Applying it personally
Make no mistake: this does not mean you should just use the “set it and forget it” method in your portfolio. Of course, not. Markets, and your lives, are cyclical in nature.
This letter is not meant to dissuade you from strategically selecting investments. It’s meant to passionately redirect you from trying to think you know more about the short-term timing implications of the stock market than everyone else.
But how can you resist the urge to make changes in your portfolio when things get rough? Wouldn’t it be nice to have gathered enough information in advanced so that you know what impact this down market will have on you, and what your next move should be? That’s having a contingency plan.
The result of planning is not about the binder you receive with pictures, pie charts, and projections – it’s about decreasing your burden of uncertainty.
It’s about identifying your current and future actions required to achieve a desired outcome, even when the markets appear to be failing you.
A well-built portfolio requires diligent research and thought. My team of certified financial planners do this daily for our clients, and they’ll tell you that it requires aligning your wealth with your goals and timelines, and with your attitude and aptitude towards taking risk.
It is rare that two of our family’s portfolios would ever look the same.
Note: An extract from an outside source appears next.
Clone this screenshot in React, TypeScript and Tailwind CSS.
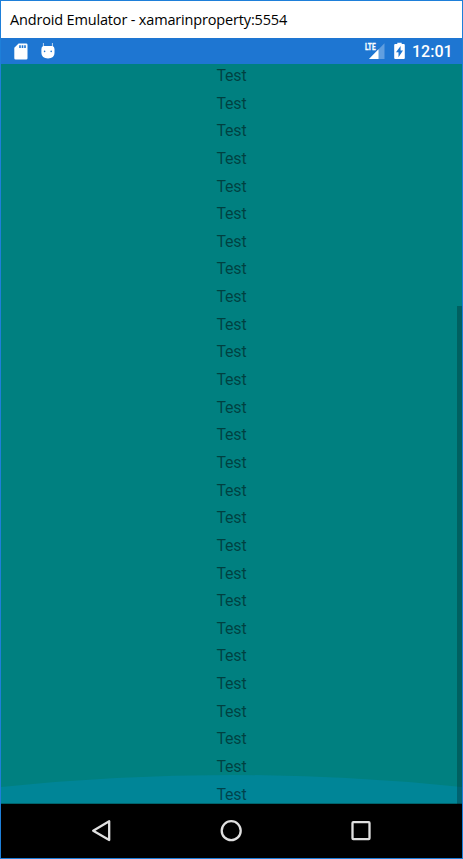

You should select the correct investments to turn your wealth of resources into a blueprint that represents the life you want to live.
If you have the time and wherewithal for the research, and the emotional fortitude to consistently realign your philosophy to that of the successful investor, then keep up the good fight.
Just remember, other members in your family may not. Your family’s financial dignity and independence is a critical responsibility, so take heed of the philosophy that just may save your family’s wealth. After all, it’s not just your money, it’s your future.